==== Recorded information ====

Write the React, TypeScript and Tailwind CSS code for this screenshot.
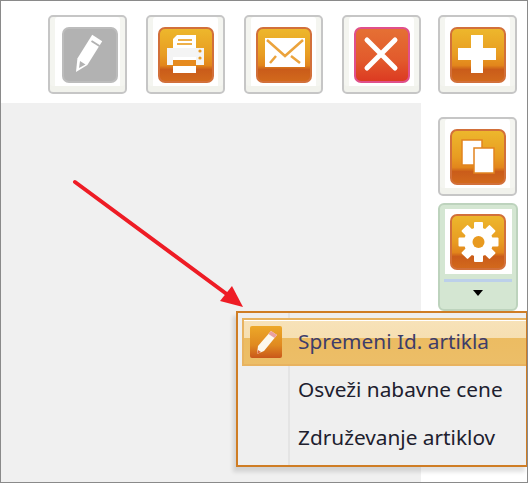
import type { ReactNode } from "react";

function Tile({ children, tone = "orange" }: { children: ReactNode; tone?: "orange" | "gray" | "red" }) {
  const tones = {
    orange: "border-[#d2703a] bg-[linear-gradient(#edb72c_0%,#e89c22_50%,#e2861c_70%,#ca5c1a_78%,#d2691c_100%)]",
    gray: "border-[#bcbcbc] bg-[#b2b2b2]",
    red: "border-[#e0508a] bg-[linear-gradient(#e57034_0%,#e25a2c_60%,#dc3a22_100%)]",
  };
  return (
    <div className={`h-[56px] w-[56px] shrink-0 rounded-[7px] border-2 blur-[0.5px] ${tones[tone]}`}>
      <svg viewBox="2 2 52 52" className="h-[52px] w-[52px]">
        {children}
      </svg>
    </div>
  );
}

function ToolButton({ children }: { children: ReactNode }) {
  return (
    <div className="flex h-[79px] w-[79px] items-center justify-center rounded-[5px] border-2 border-[#c6c6c6] bg-white shadow-[inset_0_-6px_0_#f1f2ec,inset_-5px_0_0_#f4f5f0,inset_5px_0_0_#f4f5f0]">
      {children}
    </div>
  );
}

const GEAR_ANGLES = [0, 45, 90, 135, 180, 225, 270, 315];

function MenuRow({ label }: { label: string }) {
  return <div className="flex h-[48px] items-center pl-[56px] text-[20.8px] text-[#20202e]">{label}</div>;
}

export default function App() {
  return (
    <div className="relative flex h-[483px] w-[528px] flex-col overflow-hidden border border-[#8a8a8a] bg-white font-['Noto_Sans',sans-serif]">
      <div className="flex h-[102px] shrink-0 gap-[19px] pl-[47px] pt-[14px]">
        <ToolButton>
          <div className="ml-[4px]">
            <Tile tone="gray">
              <path d="M14 45 L15.4 31.6 L30.2 7.8 L40.2 14.2 L25.4 38 Z" fill="#fff" />
              <path d="M17 41 L18 34 L23.5 37.5 Z" fill="#b2b2b2" />
              <path d="M29.5 14 L37.5 19" stroke="#b2b2b2" strokeWidth="2" />
            </Tile>
          </div>
        </ToolButton>
        <ToolButton>
          <Tile>
            <path d="M19 8 H38 V22 H15 V12 Z" fill="#fff" />
            <path d="M20 13 H34 M19 17 H34" stroke="#eeb04a" strokeWidth="2" />
            <path d="M9 21 H46 V38 H9 Z" fill="#f4f4f4" />
            <path d="M15 30 H38 V46 H15 Z" fill="#fff" />
            <rect x="15" y="33" width="23" height="6" fill="#e68a1e" />
            <circle cx="42" cy="24" r="1.6" fill="#e89a20" />
            <circle cx="42" cy="31" r="1.6" fill="#e89a20" />
          </Tile>
        </ToolButton>
        <ToolButton>
          <Tile>
            <rect x="9" y="11" width="40" height="29" fill="#fff" />
            <path d="M11 13 L29 29 L47 13 M14 36 L20 29 M44 36 L35 29" fill="none" stroke="#eba33c" strokeWidth="2.5" />
          </Tile>
        </ToolButton>
        <ToolButton>
          <Tile tone="red">
            <path d="M13 13 L41 41 M41 13 L13 41" stroke="#fff" strokeWidth="5" strokeLinecap="round" />
          </Tile>
        </ToolButton>
        <div className="-ml-[2px]">
          <ToolButton>
            <Tile>
              <path d="M21 8 H33 V21 H46 V33 H33 V46 H21 V33 H8 V21 H21 Z" fill="#fff" />
            </Tile>
          </ToolButton>
        </div>
      </div>

      <div className="flex min-h-0 flex-1">
        <div className="w-[420px] bg-[#f0f0f0]" />
        <div className="flex flex-1 flex-col items-start gap-[7px] pl-[17px] pt-[14px]">
          <ToolButton>
            <Tile>
              <rect x="12" y="11" width="20" height="25" fill="#fff" stroke="#e2841f" strokeWidth="1.5" />
              <rect x="24" y="19" width="20" height="25" fill="#fff" stroke="#e2841f" strokeWidth="1.5" />
            </Tile>
          </ToolButton>
          <div className="flex h-[108px] w-[80px] flex-col items-center rounded-[6px] border-2 border-[#bdd3bd] bg-[#d4e6d2]">
            <div className="mt-[4px] flex h-[65px] w-[67px] items-center justify-center bg-white">
              <Tile>
                <circle cx="28.5" cy="28" r="14.5" fill="#fff" />
                {GEAR_ANGLES.map((a) => (
                  <rect key={a} x="24" y="8" width="9" height="10" rx="1" fill="#fff" transform={`rotate(${a} 28.5 28)`} />
                ))}
                <circle cx="28.5" cy="28" r="6" fill="#e89a20" />
              </Tile>
            </div>
            <div className="mt-[5px] h-[3px] w-[68px] bg-[#bcd0ea]" />
            <div className="mt-[8px] h-0 w-0 border-x-[5px] border-t-[6px] border-x-transparent border-t-black" />
          </div>
        </div>
      </div>

      {/* popup menu */}
      <div className="absolute left-[235px] top-[310px] h-[156px] w-[292px] border-2 border-[#cf7d25] bg-[#efefef] pl-[4px] pt-[5px] shadow-[-3px_5px_4px_rgba(0,0,0,0.12)]">
        <div className="absolute bottom-0 left-[50px] top-0 w-[2px] bg-[#e4e4e4]" />
        <div className="relative">
          <div className="h-[48px] border-2 border-r-0 border-[#e8b360] bg-[linear-gradient(#f7e2b8_0%,#f6dfb2_40%,#ecbc62_41%,#ecbe68_100%)] shadow-[inset_0_1px_0_#fff]">
            <div className="flex h-full items-center">
              <div className="ml-[6px] h-[32px] w-[32px] rounded-[2px] bg-[linear-gradient(#eda828_0%,#e08a20_60%,#c9571a_100%)] blur-[0.4px]">
                <svg viewBox="0 0 32 32" className="h-[32px] w-[32px]">
                  <path d="M21 5 L27 9 L14 25 L7 28 L8 20 Z" fill="#fdf8ec" />
                  <path d="M21 5 L27 9 L24.5 12 L18.5 8 Z" fill="#e9a0a0" />
                  <path d="M7 28 L8 24 L11 26 Z" fill="#d9663a" />
                </svg>
              </div>
              <span className="ml-[16px] text-[20.8px] text-[#3d3d6b]">Spremeni Id. artikla</span>
            </div>
          </div>
          <MenuRow label="Osveži nabavne cene" />
          <MenuRow label="Združevanje artiklov" />
        </div>
      </div>

      {/* annotation arrow */}
      <svg className="absolute -left-px -top-px h-[483px] w-[528px]" viewBox="0 0 528 483" fill="none">
        <path d="M75 182 L228 295" stroke="#ee1c25" strokeWidth="4" strokeLinecap="round" />
        <path d="M243 307 L220 301 L232 286 Z" fill="#ee1c25" />
      </svg>
    </div>
  );
}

====

Problem statement: Reproduce the material in full, word for word, and omit the pictures.

The response:
Write the React, TypeScript and Tailwind CSS code for this screenshot.
import type { ReactNode } from "react";

function Tile({ children, tone = "orange" }: { children: ReactNode; tone?: "orange" | "gray" | "red" }) {
  const tones = {
    orange: "border-[#d2703a] bg-[linear-gradient(#edb72c_0%,#e89c22_50%,#e2861c_70%,#ca5c1a_78%,#d2691c_100%)]",
    gray: "border-[#bcbcbc] bg-[#b2b2b2]",
    red: "border-[#e0508a] bg-[linear-gradient(#e57034_0%,#e25a2c_60%,#dc3a22_100%)]",
  };
  return (
    <div className={`h-[56px] w-[56px] shrink-0 rounded-[7px] border-2 blur-[0.5px] ${tones[tone]}`}>
      <svg viewBox="2 2 52 52" className="h-[52px] w-[52px]">
        {children}
      </svg>
    </div>
  );
}

function ToolButton({ children }: { children: ReactNode }) {
  return (
    <div className="flex h-[79px] w-[79px] items-center justify-center rounded-[5px] border-2 border-[#c6c6c6] bg-white shadow-[inset_0_-6px_0_#f1f2ec,inset_-5px_0_0_#f4f5f0,inset_5px_0_0_#f4f5f0]">
      {children}
    </div>
  );
}

const GEAR_ANGLES = [0, 45, 90, 135, 180, 225, 270, 315];

function MenuRow({ label }: { label: string }) {
  return <div className="flex h-[48px] items-center pl-[56px] text-[20.8px] text-[#20202e]">{label}</div>;
}

export default function App() {
  return (
    <div className="relative flex h-[483px] w-[528px] flex-col overflow-hidden border border-[#8a8a8a] bg-white font-['Noto_Sans',sans-serif]">
      <div className="flex h-[102px] shrink-0 gap-[19px] pl-[47px] pt-[14px]">
        <ToolButton>
          <div className="ml-[4px]">
            <Tile tone="gray">
              <path d="M14 45 L15.4 31.6 L30.2 7.8 L40.2 14.2 L25.4 38 Z" fill="#fff" />
              <path d="M17 41 L18 34 L23.5 37.5 Z" fill="#b2b2b2" />
              <path d="M29.5 14 L37.5 19" stroke="#b2b2b2" strokeWidth="2" />
            </Tile>
          </div>
        </ToolButton>
        <ToolButton>
          <Tile>
            <path d="M19 8 H38 V22 H15 V12 Z" fill="#fff" />
            <path d="M20 13 H34 M19 17 H34" stroke="#eeb04a" strokeWidth="2" />
            <path d="M9 21 H46 V38 H9 Z" fill="#f4f4f4" />
            <path d="M15 30 H38 V46 H15 Z" fill="#fff" />
            <rect x="15" y="33" width="23" height="6" fill="#e68a1e" />
            <circle cx="42" cy="24" r="1.6" fill="#e89a20" />
            <circle cx="42" cy="31" r="1.6" fill="#e89a20" />
          </Tile>
        </ToolButton>
        <ToolButton>
          <Tile>
            <rect x="9" y="11" width="40" height="29" fill="#fff" />
            <path d="M11 13 L29 29 L47 13 M14 36 L20 29 M44 36 L35 29" fill="none" stroke="#eba33c" strokeWidth="2.5" />
          </Tile>
        </ToolButton>
        <ToolButton>
          <Tile tone="red">
            <path d="M13 13 L41 41 M41 13 L13 41" stroke="#fff" strokeWidth="5" strokeLinecap="round" />
          </Tile>
        </ToolButton>
        <div className="-ml-[2px]">
          <ToolButton>
            <Tile>
              <path d="M21 8 H33 V21 H46 V33 H33 V46 H21 V33 H8 V21 H21 Z" fill="#fff" />
            </Tile>
          </ToolButton>
        </div>
      </div>

      <div className="flex min-h-0 flex-1">
        <div className="w-[420px] bg-[#f0f0f0]" />
        <div className="flex flex-1 flex-col items-start gap-[7px] pl-[17px] pt-[14px]">
          <ToolButton>
            <Tile>
              <rect x="12" y="11" width="20" height="25" fill="#fff" stroke="#e2841f" strokeWidth="1.5" />
              <rect x="24" y="19" width="20" height="25" fill="#fff" stroke="#e2841f" strokeWidth="1.5" />
            </Tile>
          </ToolButton>
          <div className="flex h-[108px] w-[80px] flex-col items-center rounded-[6px] border-2 border-[#bdd3bd] bg-[#d4e6d2]">
            <div className="mt-[4px] flex h-[65px] w-[67px] items-center justify-center bg-white">
              <Tile>
                <circle cx="28.5" cy="28" r="14.5" fill="#fff" />
                {GEAR_ANGLES.map((a) => (
                  <rect key={a} x="24" y="8" width="9" height="10" rx="1" fill="#fff" transform={`rotate(${a} 28.5 28)`} />
                ))}
                <circle cx="28.5" cy="28" r="6" fill="#e89a20" />
              </Tile>
            </div>
            <div className="mt-[5px] h-[3px] w-[68px] bg-[#bcd0ea]" />
            <div className="mt-[8px] h-0 w-0 border-x-[5px] border-t-[6px] border-x-transparent border-t-black" />
          </div>
        </div>
      </div>

      {/* popup menu */}
      <div className="absolute left-[235px] top-[310px] h-[156px] w-[292px] border-2 border-[#cf7d25] bg-[#efefef] pl-[4px] pt-[5px] shadow-[-3px_5px_4px_rgba(0,0,0,0.12)]">
        <div className="absolute bottom-0 left-[50px] top-0 w-[2px] bg-[#e4e4e4]" />
        <div className="relative">
          <div className="h-[48px] border-2 border-r-0 border-[#e8b360] bg-[linear-gradient(#f7e2b8_0%,#f6dfb2_40%,#ecbc62_41%,#ecbe68_100%)] shadow-[inset_0_1px_0_#fff]">
            <div className="flex h-full items-center">
              <div className="ml-[6px] h-[32px] w-[32px] rounded-[2px] bg-[linear-gradient(#eda828_0%,#e08a20_60%,#c9571a_100%)] blur-[0.4px]">
                <svg viewBox="0 0 32 32" className="h-[32px] w-[32px]">
                  <path d="M21 5 L27 9 L14 25 L7 28 L8 20 Z" fill="#fdf8ec" />
                  <path d="M21 5 L27 9 L24.5 12 L18.5 8 Z" fill="#e9a0a0" />
                  <path d="M7 28 L8 24 L11 26 Z" fill="#d9663a" />
                </svg>
              </div>
              <span className="ml-[16px] text-[20.8px] text-[#3d3d6b]">Spremeni Id. artikla</span>
            </div>
          </div>
          <MenuRow label="Osveži nabavne cene" />
          <MenuRow label="Združevanje artiklov" />
        </div>
      </div>

      {/* annotation arrow */}
      <svg className="absolute -left-px -top-px h-[483px] w-[528px]" viewBox="0 0 528 483" fill="none">
        <path d="M75 182 L228 295" stroke="#ee1c25" strokeWidth="4" strokeLinecap="round" />
        <path d="M243 307 L220 301 L232 286 Z" fill="#ee1c25" />
      </svg>
    </div>
  );
}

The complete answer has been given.